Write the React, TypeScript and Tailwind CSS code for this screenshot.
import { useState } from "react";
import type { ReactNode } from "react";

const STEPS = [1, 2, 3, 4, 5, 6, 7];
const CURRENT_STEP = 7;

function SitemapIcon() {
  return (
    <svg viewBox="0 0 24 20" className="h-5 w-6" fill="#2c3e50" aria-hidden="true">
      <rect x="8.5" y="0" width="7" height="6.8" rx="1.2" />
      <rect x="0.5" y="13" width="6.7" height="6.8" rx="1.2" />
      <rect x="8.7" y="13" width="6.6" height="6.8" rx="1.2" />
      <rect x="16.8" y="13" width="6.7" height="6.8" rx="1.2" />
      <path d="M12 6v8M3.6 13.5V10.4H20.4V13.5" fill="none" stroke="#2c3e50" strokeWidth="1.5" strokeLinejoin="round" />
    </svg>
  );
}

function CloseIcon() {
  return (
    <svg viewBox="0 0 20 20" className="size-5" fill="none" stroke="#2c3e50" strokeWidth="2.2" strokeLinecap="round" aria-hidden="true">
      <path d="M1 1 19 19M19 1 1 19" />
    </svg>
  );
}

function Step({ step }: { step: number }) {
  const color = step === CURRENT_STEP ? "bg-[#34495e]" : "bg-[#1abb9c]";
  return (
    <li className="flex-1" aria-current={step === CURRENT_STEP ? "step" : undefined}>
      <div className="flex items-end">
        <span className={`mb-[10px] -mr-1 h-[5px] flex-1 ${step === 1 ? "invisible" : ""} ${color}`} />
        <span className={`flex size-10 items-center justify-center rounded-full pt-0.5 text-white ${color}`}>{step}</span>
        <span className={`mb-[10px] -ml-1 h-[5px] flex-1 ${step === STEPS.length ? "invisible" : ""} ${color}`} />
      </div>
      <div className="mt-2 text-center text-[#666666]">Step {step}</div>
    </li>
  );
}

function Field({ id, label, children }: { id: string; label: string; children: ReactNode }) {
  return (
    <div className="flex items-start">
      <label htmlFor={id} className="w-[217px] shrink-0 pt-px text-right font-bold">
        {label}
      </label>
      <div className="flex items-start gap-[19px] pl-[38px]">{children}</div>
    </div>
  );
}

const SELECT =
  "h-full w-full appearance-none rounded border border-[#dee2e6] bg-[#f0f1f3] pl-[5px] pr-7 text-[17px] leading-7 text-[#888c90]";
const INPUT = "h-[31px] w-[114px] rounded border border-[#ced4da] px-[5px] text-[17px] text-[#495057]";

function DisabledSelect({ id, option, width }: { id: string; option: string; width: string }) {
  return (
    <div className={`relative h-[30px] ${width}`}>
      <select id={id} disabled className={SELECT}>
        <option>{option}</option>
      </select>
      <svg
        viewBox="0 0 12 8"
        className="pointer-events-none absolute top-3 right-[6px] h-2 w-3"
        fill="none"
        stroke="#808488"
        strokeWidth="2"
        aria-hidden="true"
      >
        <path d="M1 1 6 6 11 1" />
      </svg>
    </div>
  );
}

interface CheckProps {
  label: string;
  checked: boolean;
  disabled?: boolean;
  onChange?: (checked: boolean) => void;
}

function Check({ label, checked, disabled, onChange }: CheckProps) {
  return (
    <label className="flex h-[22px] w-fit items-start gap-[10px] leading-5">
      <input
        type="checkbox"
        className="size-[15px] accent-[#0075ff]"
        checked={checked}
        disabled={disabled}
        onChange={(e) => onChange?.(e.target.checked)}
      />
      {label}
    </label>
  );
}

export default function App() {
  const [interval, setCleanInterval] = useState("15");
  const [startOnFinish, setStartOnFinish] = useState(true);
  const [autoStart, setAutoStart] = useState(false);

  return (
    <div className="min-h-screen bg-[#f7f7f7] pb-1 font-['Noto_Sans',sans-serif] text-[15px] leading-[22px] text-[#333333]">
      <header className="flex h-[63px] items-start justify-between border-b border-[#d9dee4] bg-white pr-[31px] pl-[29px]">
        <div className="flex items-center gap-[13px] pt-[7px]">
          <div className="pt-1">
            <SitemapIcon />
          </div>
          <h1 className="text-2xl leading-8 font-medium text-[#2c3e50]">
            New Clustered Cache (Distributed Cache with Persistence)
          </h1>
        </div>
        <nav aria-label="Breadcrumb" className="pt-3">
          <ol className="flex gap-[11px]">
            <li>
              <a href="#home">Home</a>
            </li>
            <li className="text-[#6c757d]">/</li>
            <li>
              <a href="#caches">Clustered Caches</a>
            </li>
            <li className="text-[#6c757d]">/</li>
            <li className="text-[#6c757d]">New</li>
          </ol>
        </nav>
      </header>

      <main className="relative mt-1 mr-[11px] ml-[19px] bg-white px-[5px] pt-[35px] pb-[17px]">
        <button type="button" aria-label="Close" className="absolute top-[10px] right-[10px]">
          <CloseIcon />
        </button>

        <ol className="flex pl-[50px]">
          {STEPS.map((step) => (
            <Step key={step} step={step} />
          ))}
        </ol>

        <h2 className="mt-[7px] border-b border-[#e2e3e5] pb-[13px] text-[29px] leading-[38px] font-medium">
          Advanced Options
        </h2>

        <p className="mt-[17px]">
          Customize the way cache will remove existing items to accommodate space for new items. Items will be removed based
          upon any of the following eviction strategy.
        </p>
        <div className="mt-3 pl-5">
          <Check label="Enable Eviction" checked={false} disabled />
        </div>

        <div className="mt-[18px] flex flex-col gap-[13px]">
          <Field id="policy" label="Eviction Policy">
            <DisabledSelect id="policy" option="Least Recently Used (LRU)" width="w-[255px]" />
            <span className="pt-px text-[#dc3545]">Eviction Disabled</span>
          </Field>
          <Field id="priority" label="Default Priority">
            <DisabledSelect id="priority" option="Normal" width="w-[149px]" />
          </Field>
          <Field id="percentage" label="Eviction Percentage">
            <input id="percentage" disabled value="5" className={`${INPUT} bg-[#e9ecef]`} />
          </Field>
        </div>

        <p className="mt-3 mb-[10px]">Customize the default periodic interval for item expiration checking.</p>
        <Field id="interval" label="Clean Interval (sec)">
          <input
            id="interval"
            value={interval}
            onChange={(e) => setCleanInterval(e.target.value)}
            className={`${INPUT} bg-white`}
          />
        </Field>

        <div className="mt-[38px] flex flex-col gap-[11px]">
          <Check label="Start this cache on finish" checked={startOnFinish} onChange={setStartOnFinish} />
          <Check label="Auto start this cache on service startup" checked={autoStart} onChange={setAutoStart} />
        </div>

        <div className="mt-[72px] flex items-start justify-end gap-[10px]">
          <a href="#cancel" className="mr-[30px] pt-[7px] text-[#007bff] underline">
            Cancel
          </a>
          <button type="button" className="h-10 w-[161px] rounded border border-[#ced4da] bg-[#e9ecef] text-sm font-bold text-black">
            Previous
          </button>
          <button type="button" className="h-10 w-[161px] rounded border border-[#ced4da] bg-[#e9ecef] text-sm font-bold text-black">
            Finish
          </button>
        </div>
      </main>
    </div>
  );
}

* * *

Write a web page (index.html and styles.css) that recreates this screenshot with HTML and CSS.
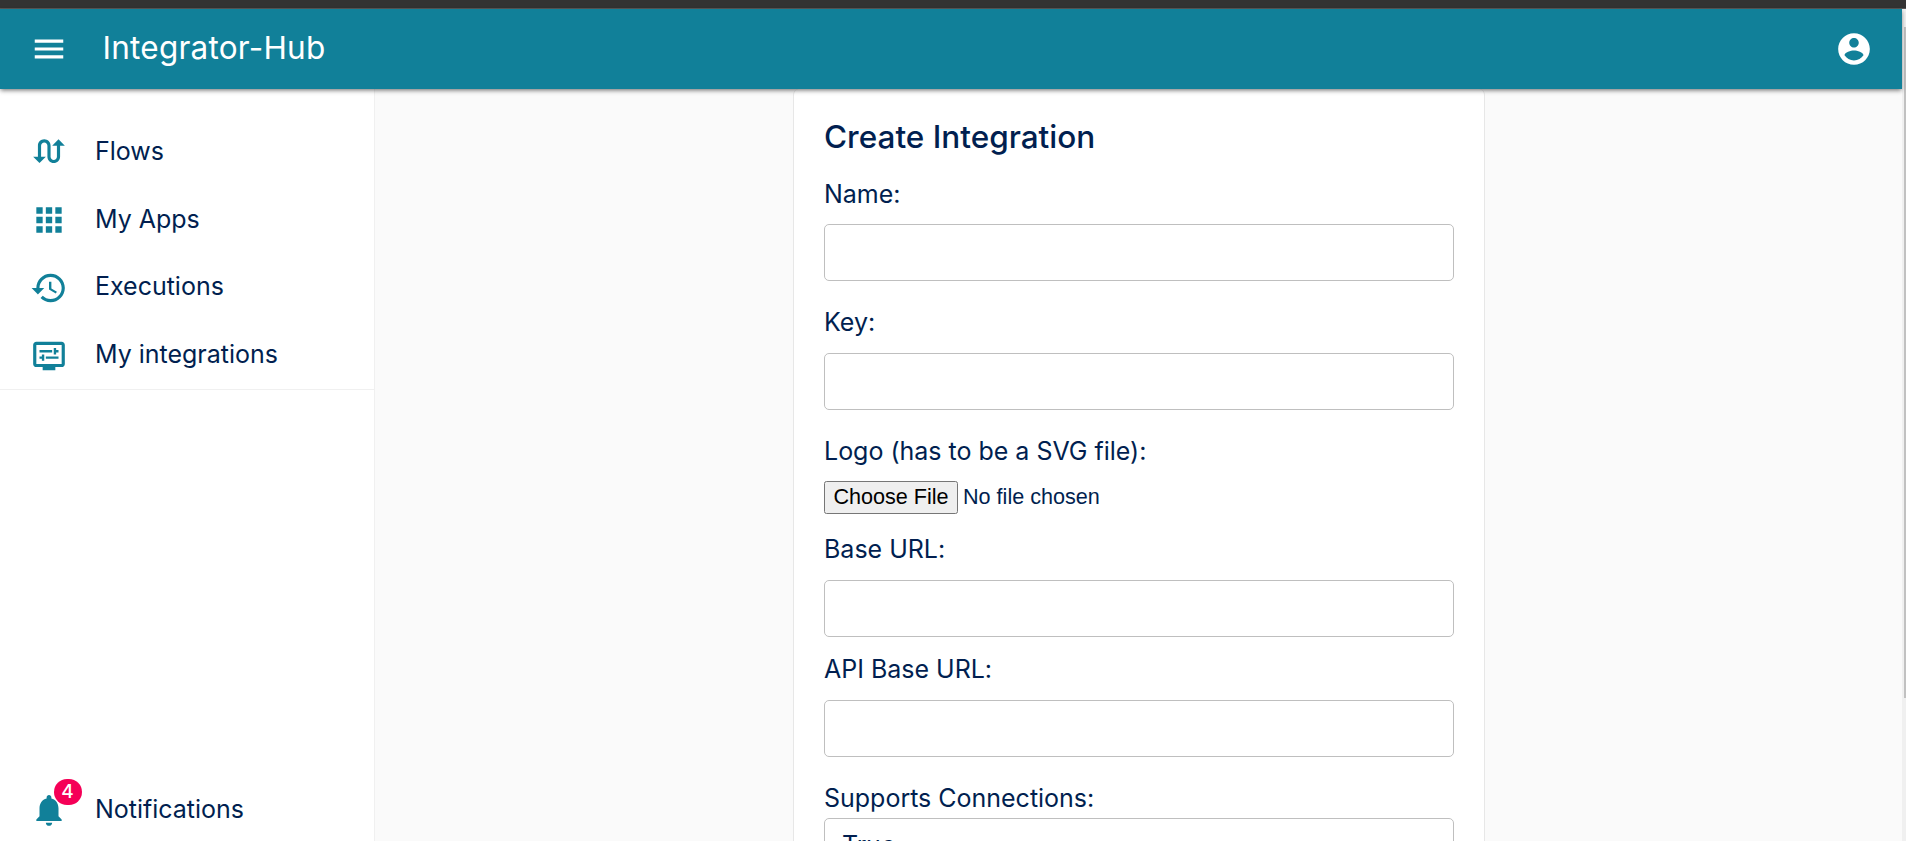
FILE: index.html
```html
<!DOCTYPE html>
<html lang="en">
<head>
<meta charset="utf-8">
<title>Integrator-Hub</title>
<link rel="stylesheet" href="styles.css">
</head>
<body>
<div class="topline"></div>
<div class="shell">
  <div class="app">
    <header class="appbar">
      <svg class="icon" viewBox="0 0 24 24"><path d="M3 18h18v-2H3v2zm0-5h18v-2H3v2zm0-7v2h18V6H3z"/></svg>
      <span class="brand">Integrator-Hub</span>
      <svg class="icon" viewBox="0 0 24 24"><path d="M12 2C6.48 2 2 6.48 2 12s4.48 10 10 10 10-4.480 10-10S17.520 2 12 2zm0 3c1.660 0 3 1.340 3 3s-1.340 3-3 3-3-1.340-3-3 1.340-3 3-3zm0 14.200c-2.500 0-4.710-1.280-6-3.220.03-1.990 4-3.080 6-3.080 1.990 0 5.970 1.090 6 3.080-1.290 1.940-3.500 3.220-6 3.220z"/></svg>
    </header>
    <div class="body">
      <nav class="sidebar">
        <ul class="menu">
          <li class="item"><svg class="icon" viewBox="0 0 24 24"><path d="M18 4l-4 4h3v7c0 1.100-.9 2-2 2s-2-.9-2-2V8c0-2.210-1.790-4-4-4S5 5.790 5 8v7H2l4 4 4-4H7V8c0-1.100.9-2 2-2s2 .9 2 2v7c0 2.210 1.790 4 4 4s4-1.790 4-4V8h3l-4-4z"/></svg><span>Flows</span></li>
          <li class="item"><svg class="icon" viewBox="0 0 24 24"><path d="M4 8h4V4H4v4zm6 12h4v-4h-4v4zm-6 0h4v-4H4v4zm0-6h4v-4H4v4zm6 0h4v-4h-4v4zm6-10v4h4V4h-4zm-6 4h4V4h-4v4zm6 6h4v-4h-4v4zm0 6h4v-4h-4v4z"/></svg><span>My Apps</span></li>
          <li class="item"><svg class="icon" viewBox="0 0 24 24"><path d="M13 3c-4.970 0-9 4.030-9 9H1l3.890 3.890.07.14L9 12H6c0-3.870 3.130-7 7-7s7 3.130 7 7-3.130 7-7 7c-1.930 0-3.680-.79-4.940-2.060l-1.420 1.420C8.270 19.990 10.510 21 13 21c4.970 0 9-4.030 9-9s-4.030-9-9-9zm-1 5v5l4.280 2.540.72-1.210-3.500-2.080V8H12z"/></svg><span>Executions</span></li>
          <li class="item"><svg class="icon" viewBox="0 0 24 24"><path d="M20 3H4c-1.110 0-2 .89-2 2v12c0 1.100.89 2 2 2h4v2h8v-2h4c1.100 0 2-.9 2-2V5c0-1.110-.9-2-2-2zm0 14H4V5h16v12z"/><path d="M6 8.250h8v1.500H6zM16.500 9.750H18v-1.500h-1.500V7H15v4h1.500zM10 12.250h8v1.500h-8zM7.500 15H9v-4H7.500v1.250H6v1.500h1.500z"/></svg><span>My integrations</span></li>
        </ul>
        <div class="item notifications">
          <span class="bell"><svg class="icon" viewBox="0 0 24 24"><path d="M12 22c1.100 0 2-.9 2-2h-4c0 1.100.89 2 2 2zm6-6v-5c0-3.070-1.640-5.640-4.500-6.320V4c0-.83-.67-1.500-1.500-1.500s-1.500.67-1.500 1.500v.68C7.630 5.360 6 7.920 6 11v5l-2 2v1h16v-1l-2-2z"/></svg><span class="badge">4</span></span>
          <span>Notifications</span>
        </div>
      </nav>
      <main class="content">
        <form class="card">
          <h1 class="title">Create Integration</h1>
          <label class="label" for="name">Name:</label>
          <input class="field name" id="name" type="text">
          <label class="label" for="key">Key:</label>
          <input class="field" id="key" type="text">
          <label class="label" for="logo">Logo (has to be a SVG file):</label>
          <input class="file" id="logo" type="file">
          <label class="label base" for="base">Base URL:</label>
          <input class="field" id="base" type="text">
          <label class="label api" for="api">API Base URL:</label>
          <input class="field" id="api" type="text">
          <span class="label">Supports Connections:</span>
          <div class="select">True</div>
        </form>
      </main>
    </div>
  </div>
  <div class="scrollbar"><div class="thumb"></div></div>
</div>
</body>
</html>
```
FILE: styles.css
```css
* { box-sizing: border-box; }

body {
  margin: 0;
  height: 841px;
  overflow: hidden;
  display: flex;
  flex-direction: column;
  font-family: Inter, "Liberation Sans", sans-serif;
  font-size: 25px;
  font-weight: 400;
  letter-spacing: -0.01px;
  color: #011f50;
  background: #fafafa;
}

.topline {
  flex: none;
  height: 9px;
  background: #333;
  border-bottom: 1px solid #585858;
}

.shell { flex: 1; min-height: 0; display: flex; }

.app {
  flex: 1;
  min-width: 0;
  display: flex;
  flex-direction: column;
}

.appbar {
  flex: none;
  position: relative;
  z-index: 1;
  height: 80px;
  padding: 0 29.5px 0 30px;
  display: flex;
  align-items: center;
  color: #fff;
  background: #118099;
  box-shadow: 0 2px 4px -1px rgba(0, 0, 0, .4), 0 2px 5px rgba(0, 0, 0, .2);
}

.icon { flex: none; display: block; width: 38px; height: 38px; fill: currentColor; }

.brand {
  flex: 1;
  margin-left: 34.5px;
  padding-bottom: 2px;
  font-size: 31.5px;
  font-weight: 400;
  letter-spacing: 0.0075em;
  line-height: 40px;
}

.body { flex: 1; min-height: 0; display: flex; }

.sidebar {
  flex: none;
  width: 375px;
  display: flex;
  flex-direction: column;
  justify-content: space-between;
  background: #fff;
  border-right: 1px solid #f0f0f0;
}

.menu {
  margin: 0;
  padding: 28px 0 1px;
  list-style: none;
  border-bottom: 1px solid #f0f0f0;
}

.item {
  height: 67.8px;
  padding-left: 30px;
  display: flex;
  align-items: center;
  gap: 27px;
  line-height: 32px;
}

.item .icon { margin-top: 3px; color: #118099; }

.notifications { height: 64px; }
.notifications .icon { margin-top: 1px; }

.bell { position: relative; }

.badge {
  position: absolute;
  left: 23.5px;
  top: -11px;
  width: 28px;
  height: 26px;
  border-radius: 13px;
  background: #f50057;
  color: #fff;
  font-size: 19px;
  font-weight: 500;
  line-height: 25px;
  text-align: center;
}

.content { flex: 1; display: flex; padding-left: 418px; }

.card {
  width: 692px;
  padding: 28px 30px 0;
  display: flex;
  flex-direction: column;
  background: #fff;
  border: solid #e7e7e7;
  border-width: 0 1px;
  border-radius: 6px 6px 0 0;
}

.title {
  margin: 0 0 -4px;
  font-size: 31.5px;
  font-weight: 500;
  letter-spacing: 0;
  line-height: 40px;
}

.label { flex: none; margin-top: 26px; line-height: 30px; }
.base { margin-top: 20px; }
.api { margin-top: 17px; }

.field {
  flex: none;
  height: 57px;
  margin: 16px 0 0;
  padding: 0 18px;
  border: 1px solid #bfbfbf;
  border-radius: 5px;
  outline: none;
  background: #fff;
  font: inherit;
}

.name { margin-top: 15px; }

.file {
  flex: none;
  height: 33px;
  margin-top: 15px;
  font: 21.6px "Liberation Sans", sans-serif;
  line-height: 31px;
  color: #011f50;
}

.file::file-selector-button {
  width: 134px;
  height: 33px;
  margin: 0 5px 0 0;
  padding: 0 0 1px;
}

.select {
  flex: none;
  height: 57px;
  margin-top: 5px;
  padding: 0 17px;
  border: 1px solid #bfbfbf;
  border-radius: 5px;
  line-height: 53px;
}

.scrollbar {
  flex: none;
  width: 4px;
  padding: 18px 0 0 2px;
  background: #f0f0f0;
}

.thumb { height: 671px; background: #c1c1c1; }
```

__PROMPT__
Retype, word for word, every line from the line with "Write the React, TypeScript" to the line with "const CURRENT_STEP = 7;", inclusive. Add nothing.

__CORRECT RESULT__
Write the React, TypeScript and Tailwind CSS code for this screenshot.
import { useState } from "react";
import type { ReactNode } from "react";

const STEPS = [1, 2, 3, 4, 5, 6, 7];
const CURRENT_STEP = 7;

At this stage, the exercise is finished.